Longonjo: Angola’s Rare Earth Flagship

The Longonjo rare earth project in Angola, developed by Pensana (LSE: PRE), is one of the most advanced Western-aligned rare earth projects in Africa. Located in Huambo province, approximately 350 km from the Port of Lobito, Longonjo benefits directly from the Lobito Corridor infrastructure, with rail access significantly reducing the cost and complexity of transporting rare earth concentrate to the coast for export.

Pensana’s strategy involves mining and producing a rare earth concentrate at Longonjo, then shipping it to its Saltend processing facility in the UK for separation into individual rare earth oxides — creating a fully non-Chinese supply chain from mine to magnet precursor. The project has secured funding from the Angolan sovereign wealth fund and UK Export Finance. Construction of the Saltend facility has advanced, though the project has faced delays and cost overruns.
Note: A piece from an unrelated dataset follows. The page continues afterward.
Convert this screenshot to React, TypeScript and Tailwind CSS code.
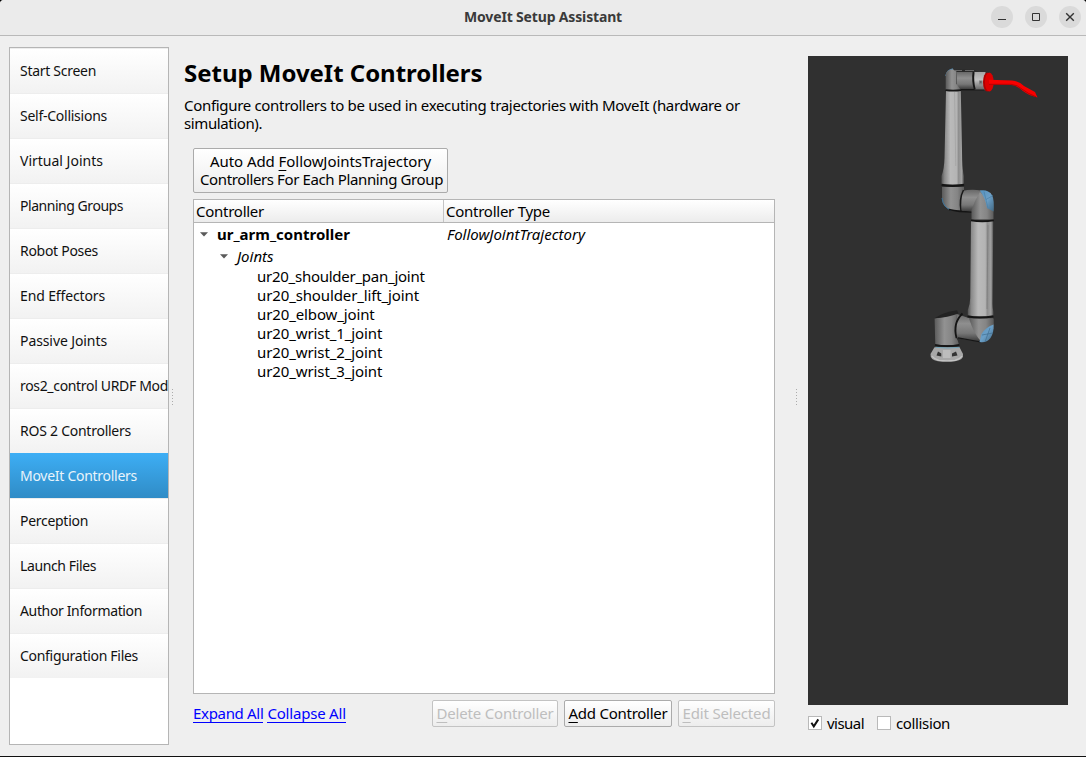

Longonjo’s measured and indicated resource of 313 million tonnes grading 1.43% total rare earth oxides includes significant concentrations of neodymium and praseodymium (NdPr) — the two rare earths most critical for permanent magnets and most difficult to source outside China. At full production, Longonjo could supply approximately 5% of global NdPr demand, a meaningful contribution to Western supply diversification.
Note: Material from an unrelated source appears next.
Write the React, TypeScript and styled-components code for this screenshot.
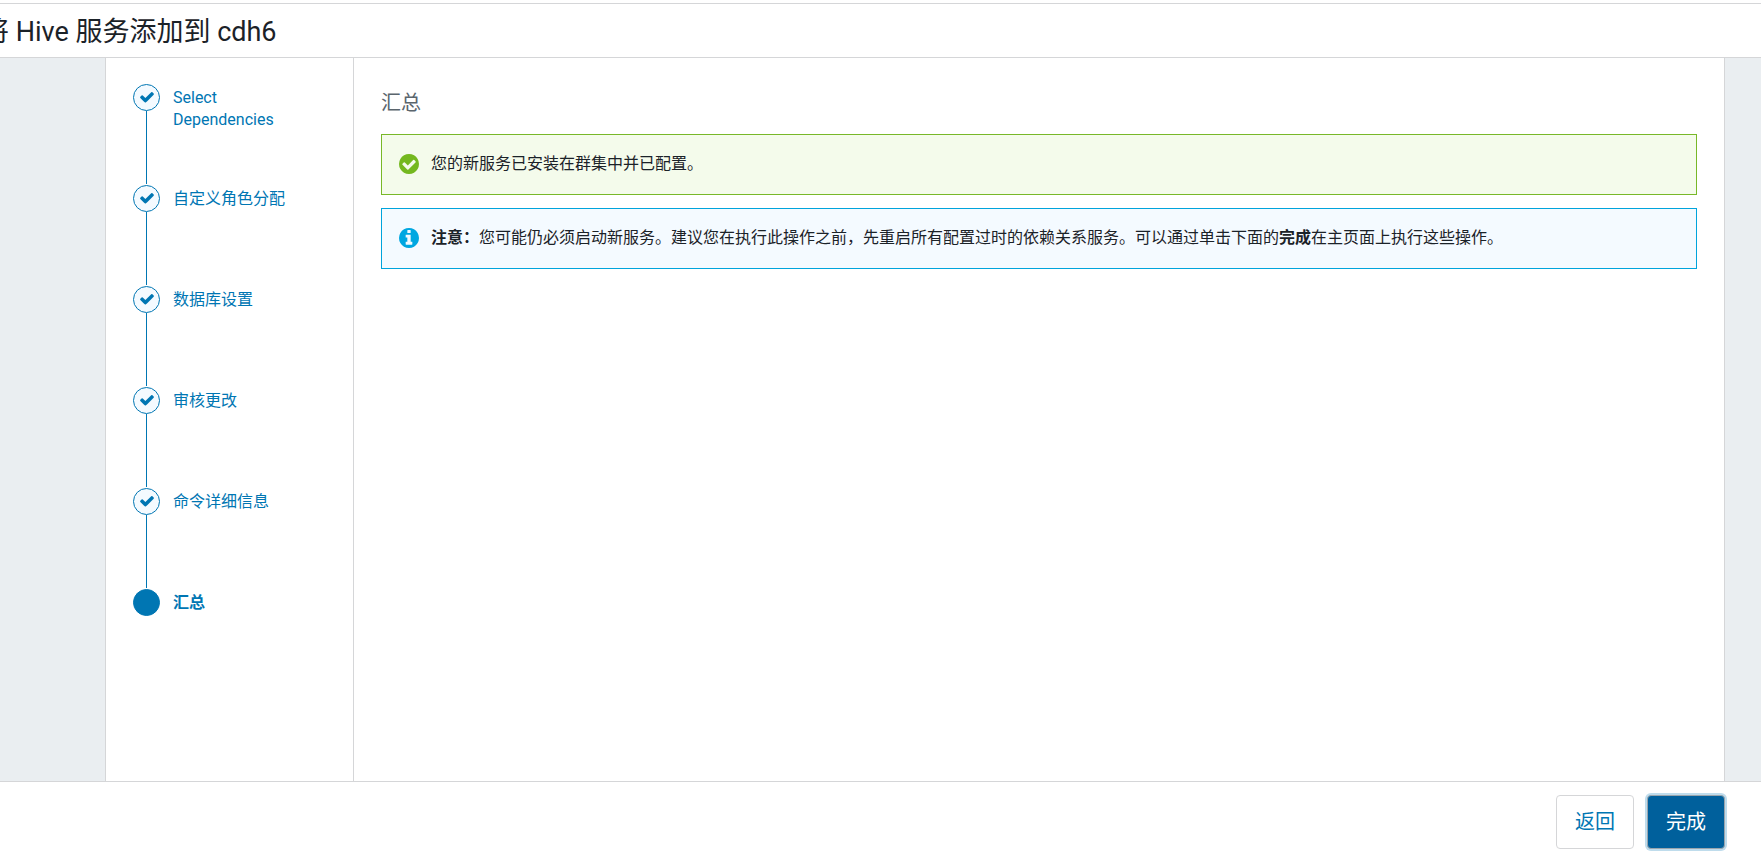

Makuutu: East African Rare Earths

Uganda’s Makuutu rare earth project, being developed by Ionic Rare Earths (now renamed as Rwenzori Rare Earths), represents one of the world’s largest ionic clay rare earth deposits outside China. Ionic clay deposits are significant because they are the primary source of heavy rare earths (dysprosium, terbium) that are essential for high-temperature permanent magnets used in EV motors and wind turbines. China currently controls virtually all heavy rare earth production, making Makuutu strategically important for Western supply chains.

Germanium: The Niche Play

Beyond rare earths, Africa hosts critical mineral deposits that are attracting investor attention due to their strategic importance and supply concentration. Germanium, used in fiber optics, infrared optics, and semiconductor applications, is produced almost exclusively as a byproduct of zinc processing. The Kipushi mine in the DRC, being redeveloped by Ivanhoe Mines, contains one of the highest-grade germanium deposits in the world alongside zinc and copper. When Kipushi reaches full production, it could become a globally significant germanium source, with implications for the fiber optics and defense sectors. China’s 2023 export restrictions on germanium and gallium have further elevated the strategic value of non-Chinese sources.

Infrastructure-Linked Investment Opportunities

The Lobito Corridor is not just a mining story — it is an infrastructure story, and some of the most compelling investment opportunities lie in the companies building, operating, and servicing the corridor’s transport, logistics, and energy infrastructure. The $6+ billion in committed investment is creating a multiplier effect across construction, engineering, rail operations, port services, energy, and logistics.

Lobito Atlantic Railway: The Concession Holder

The Lobito Atlantic Railway (LAR) consortium — held through Lobito Atlantic Holdings by Trafigura (49.5%), Mota-Engil (49.5%), and Vecturis (1%) — holds the 30-year concession to operate the Benguela Railway and its mineral terminal at the Port of Lobito. LAR commenced operations on January 25, 2024, and secured a $753 million financing package ($553 million from the U.S. DFC and $200 million from the DBSA) in December 2025. The railway targets 4.6 million metric tonnes of annual cargo capacity at full operation.

While LAR is not publicly traded, investors can access the Lobito railway theme through its parent companies. Mota-Engil (Euronext Lisbon: EGL), the Portuguese-listed construction and infrastructure group, derives significant revenue from its African operations and has positioned itself as the primary engineering contractor for the corridor. Mota-Engil’s stock reflects its order backlog across Angola, the DRC, and broader Africa, making it the most direct publicly traded exposure to Lobito Corridor construction activity.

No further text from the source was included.